• _REQUEST_
Go through the material below and copy all lines with "styles".

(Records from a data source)

================================

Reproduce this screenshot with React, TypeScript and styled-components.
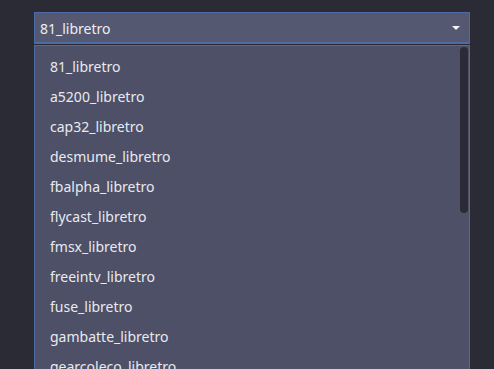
import React, { FunctionComponent } from 'react';
import styled, { createGlobalStyle } from 'styled-components';

const GlobalStyle = createGlobalStyle`
  html, body {
    margin: 0;
    padding: 0;
    background: #2b2b35;
    overflow: hidden;
    height: 100%;
  }
  body {
    font-family: 'Noto Sans', 'Open Sans', sans-serif;
  }
`;

const StyledPage = styled.div`
  padding: 12px 24px 0 34px;
  height: 369px;
  box-sizing: border-box;
`;

const StyledSelect = styled.div`
  display: flex;
  align-items: center;
  justify-content: space-between;
  height: 32px;
  box-sizing: border-box;
  border: 1px solid #4a6ba6;
  border-bottom-width: 2px;
  background: #545870;
  color: #eceef4;
  font-size: 14px;
  padding: 1px 9px 0 5px;
`;

const StyledArrow = styled.span`
  width: 0;
  height: 0;
  border-left: 4px solid transparent;
  border-right: 4px solid transparent;
  border-top: 4px solid #f4f4f8;
`;

const StyledDropdown = styled.div`
  position: relative;
  margin-top: 1px;
  height: 340px;
  box-sizing: border-box;
  border: 1px solid #4a6ba6;
  background: #4d5066;
  padding-top: 5px;
  overflow: hidden;
`;

const StyledItem = styled.div`
  height: 30px;
  display: flex;
  align-items: center;
  padding-left: 15px;
  color: #e8eaf0;
  font-size: 14px;
`;

const StyledThumb = styled.div`
  position: absolute;
  top: 1px;
  right: 1px;
  width: 8px;
  height: 166px;
  border-radius: 4px;
  background: #2b2b35;
`;

const CORES = [
  '81_libretro',
  'a5200_libretro',
  'cap32_libretro',
  'desmume_libretro',
  'fbalpha_libretro',
  'flycast_libretro',
  'fmsx_libretro',
  'freeintv_libretro',
  'fuse_libretro',
  'gambatte_libretro',
  'gearcoleco_libretro',
  'genesis_plus_gx_libretro',
];

const App: FunctionComponent = () => {
  return (
    <>
      <GlobalStyle />
      <StyledPage>
        <StyledSelect>
          <span>81_libretro</span>
          <StyledArrow />
        </StyledSelect>
        <StyledDropdown>
          {CORES.map((core) => (
            <StyledItem key={core}>{core}</StyledItem>
          ))}
          <StyledThumb />
        </StyledDropdown>
      </StyledPage>
    </>
  );
};

export default App;
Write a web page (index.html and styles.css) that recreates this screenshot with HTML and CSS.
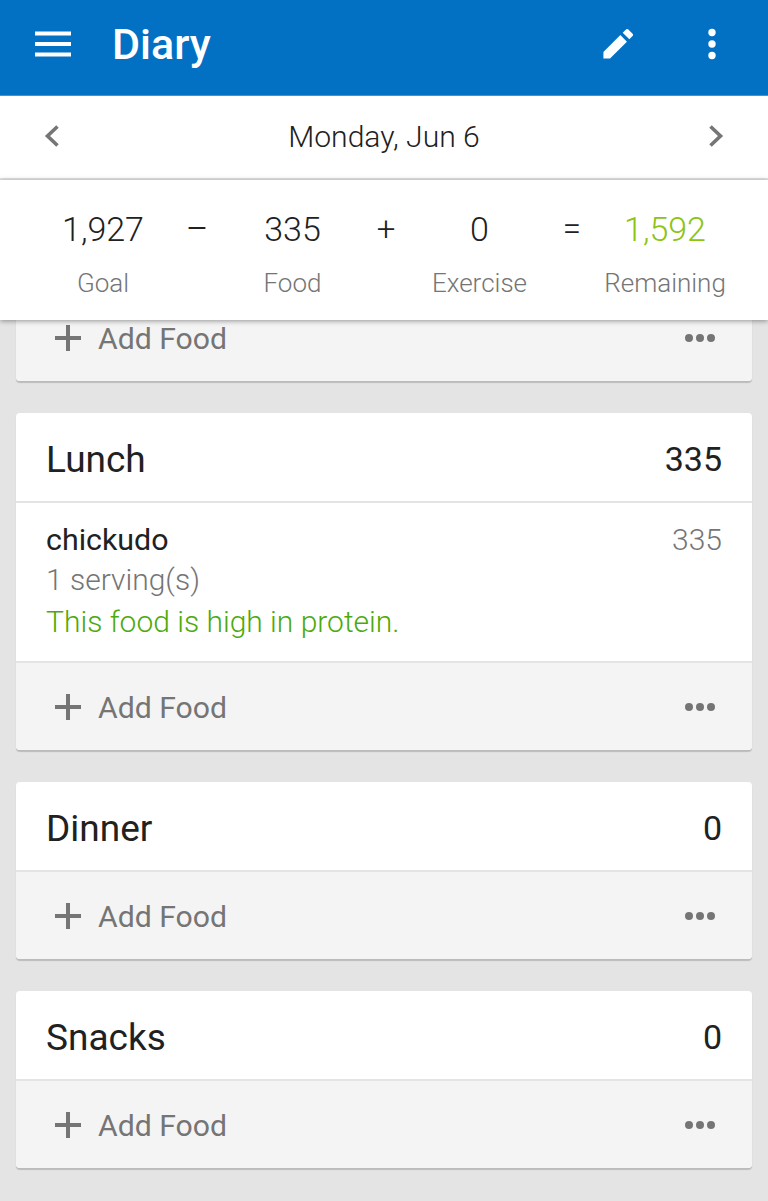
FILE: index.html
```html
<!DOCTYPE html>
<html lang="en">
  <head>
    <meta charset="UTF-8" />
    <meta name="viewport" content="width=device-width, initial-scale=1.0" />
    <title>Diary</title>
    <link rel="stylesheet" href="styles.css">
  </head>
  <body>
    <header class="appbar">
      <svg class="menu-icon" width="36" height="26" viewBox="0 0 36 26"><path d="M0 .5h36v4H0zM0 11h36v4H0zM0 21.500h36v4H0z" fill="#fff"/></svg>
      <h1 class="title">Diary</h1>
      <svg class="edit-icon" width="32" height="32" viewBox="0 0 34 34"><path d="M1.500 25.500V32.500H8.500L26.500 14.500 19.500 7.500zM29 12l3.500-3.500c.7-.7.7-1.800 0-2.500L28 1.500c-.7-.7-1.800-.7-2.500 0L22 5z" fill="#fff"/></svg>
      <svg class="more-icon" width="10" height="32" viewBox="0 0 10 32"><circle cx="5" cy="4.500" r="3.700" fill="#fff"/><circle cx="5" cy="16" r="3.700" fill="#fff"/><circle cx="5" cy="27.500" r="3.700" fill="#fff"/></svg>
    </header>

    <div class="datebar">
      <svg class="chevron" width="16" height="24" viewBox="0 0 16 24"><path d="M13.500 2.500 3.500 12l10 9.500" fill="none" stroke="#757575" stroke-width="3.600"/></svg>
      <span class="date">Monday, Jun 6</span>
      <svg class="chevron" width="16" height="24" viewBox="0 0 16 24"><path d="M2.500 2.500 12.500 12 2.500 21.500" fill="none" stroke="#757575" stroke-width="3.600"/></svg>
    </div>

    <section class="summary">
      <div class="stat"><span class="num">1,927</span><span class="lbl">Goal</span></div>
      <span class="op op-minus">−</span>
      <div class="stat"><span class="num">335</span><span class="lbl">Food</span></div>
      <span class="op">+</span>
      <div class="stat"><span class="num">0</span><span class="lbl">Exercise</span></div>
      <span class="op">=</span>
      <div class="stat"><span class="num green">1,592</span><span class="lbl">Remaining</span></div>
    </section>

    <main class="content">
      <div class="card card-cut">
        <div class="card-foot">
          <svg class="plus" width="28" height="28" viewBox="0 0 28 28"><path d="M12 1h4v26h-4zM1 12h26v4H1z" fill="#757575"/></svg>
          <span class="add">Add Food</span>
          <span class="dots"><i></i><i></i><i></i></span>
        </div>
      </div>

      <div class="card">
        <div class="card-head"><span class="meal">Lunch</span><span class="kcal">335</span></div>
        <div class="entry">
          <div class="entry-top"><span class="food-name">chickudo</span><span class="food-kcal">335</span></div>
          <div class="serving">1 serving(s)</div>
          <div class="note">This food is high in protein.</div>
        </div>
        <div class="card-foot">
          <svg class="plus" width="28" height="28" viewBox="0 0 28 28"><path d="M12 1h4v26h-4zM1 12h26v4H1z" fill="#757575"/></svg>
          <span class="add">Add Food</span>
          <span class="dots"><i></i><i></i><i></i></span>
        </div>
      </div>

      <div class="card">
        <div class="card-head"><span class="meal">Dinner</span><span class="kcal">0</span></div>
        <div class="card-foot">
          <svg class="plus" width="28" height="28" viewBox="0 0 28 28"><path d="M12 1h4v26h-4zM1 12h26v4H1z" fill="#757575"/></svg>
          <span class="add">Add Food</span>
          <span class="dots"><i></i><i></i><i></i></span>
        </div>
      </div>

      <div class="card">
        <div class="card-head"><span class="meal">Snacks</span><span class="kcal">0</span></div>
        <div class="card-foot">
          <svg class="plus" width="28" height="28" viewBox="0 0 28 28"><path d="M12 1h4v26h-4zM1 12h26v4H1z" fill="#757575"/></svg>
          <span class="add">Add Food</span>
          <span class="dots"><i></i><i></i><i></i></span>
        </div>
      </div>
    </main>
  </body>
</html>
```

FILE: styles.css
```css
* {
  box-sizing: border-box;
}
html,
body {
  height: 100%;
}
body {
  font-family: Roboto, Arial, sans-serif;
  margin: 0;
  padding: 0;
  display: flex;
  flex-direction: column;
  overflow: hidden;
  background-color: #e4e4e4;
  color: #212121;
}

/* top bar */
.appbar {
  height: 96px;
  flex: none;
  display: flex;
  align-items: center;
  background-color: #0271c3;
  padding: 0 51px 8px 35px;
  border-bottom: 1px solid #3d94d6;
}
.title {
  margin: 0 0 0 41px;
  flex: 1;
  color: #fff;
  font-size: 43px;
  font-weight: 500;
}
.edit-icon {
  margin-right: 73px;
}

/* date row */
.datebar {
  height: 84px;
  flex: none;
  display: flex;
  align-items: center;
  justify-content: space-between;
  background-color: #fff;
  border-bottom: 2px solid #e4e4e4;
  padding: 0 44px 2px 44px;
}
.date {
  font-size: 30.100px;
  font-weight: 300;
}

/* calorie sum */
.summary {
  height: 140px;
  flex: none;
  display: grid;
  grid-template-columns: 94px 94px 97px 90px 97px 88px 98px;
  justify-items: center;
  align-items: start;
  position: relative;
  z-index: 2;
  background-color: #fff;
  box-shadow: 0 1px 5px rgba(0, 0, 0, 0.4);
  padding: 28px 0 0 56px;
}
.stat {
  display: flex;
  flex-direction: column;
  align-items: center;
}
.num {
  font-size: 34px;
  font-weight: 300;
  line-height: 42px;
}
.green {
  color: #8bc412;
}
.lbl {
  margin-top: 17px;
  font-size: 26px;
  font-weight: 300;
  line-height: 32px;
  color: #757575;
  white-space: nowrap;
}
.op {
  font-size: 33px;
  font-weight: 300;
  line-height: 42px;
}
.op-minus {
  font-size: 41px;
}

/* meals */
.content {
  flex: 1;
  min-height: 0;
  overflow: hidden;
  padding: 0 16px;
}
.card {
  background-color: #fff;
  border-radius: 4px;
  box-shadow: 0 2px 1px rgba(0, 0, 0, 0.18);
  margin-bottom: 32px;
  overflow: hidden;
}
.card-cut {
  margin-top: -26px;
}
.card-head {
  height: 90px;
  display: flex;
  align-items: center;
  justify-content: space-between;
  padding: 3px 30px 0;
  border-bottom: 2px solid #e4e4e4;
}
.meal {
  font-size: 37px;
  margin-top: 2px;
}
.kcal {
  font-size: 34px;
}
.entry {
  height: 160px;
  padding: 17px 30px 0;
  border-bottom: 2px solid #e4e4e4;
}
.entry-top {
  display: flex;
  justify-content: space-between;
  height: 39px;
}
.food-name {
  font-size: 30.400px;
  line-height: 40px;
}
.food-kcal {
  font-size: 30px;
  font-weight: 300;
  line-height: 40px;
  color: #757575;
}
.serving {
  font-size: 30px;
  font-weight: 300;
  line-height: 42px;
  color: #757575;
}
.note {
  font-size: 30px;
  font-weight: 300;
  line-height: 42px;
  color: #4caa0a;
}
.card-foot {
  height: 87px;
  display: flex;
  align-items: center;
  padding: 0 37px 0 38px;
  background-color: #f4f4f4;
}
.add {
  flex: 1;
  margin: 1px 0 0 16px;
  font-size: 30.200px;
  color: #757575;
}
.dots {
  display: flex;
  gap: 3px;
}
.dots i {
  display: block;
  width: 8px;
  height: 8px;
  border-radius: 50%;
  background-color: #757575;
}
```
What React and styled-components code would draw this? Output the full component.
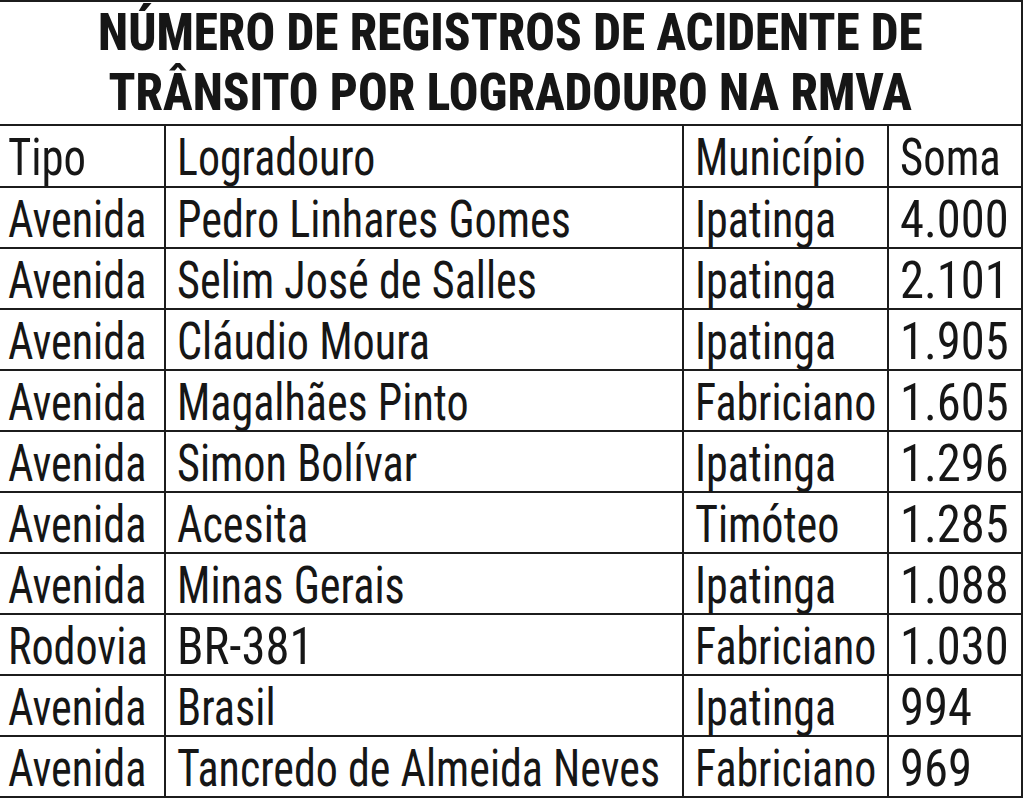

================================

• _THE RESULT_
Write a web page (index.html and styles.css) that recreates this screenshot with HTML and CSS.
    <link rel="stylesheet" href="styles.css">
FILE: styles.css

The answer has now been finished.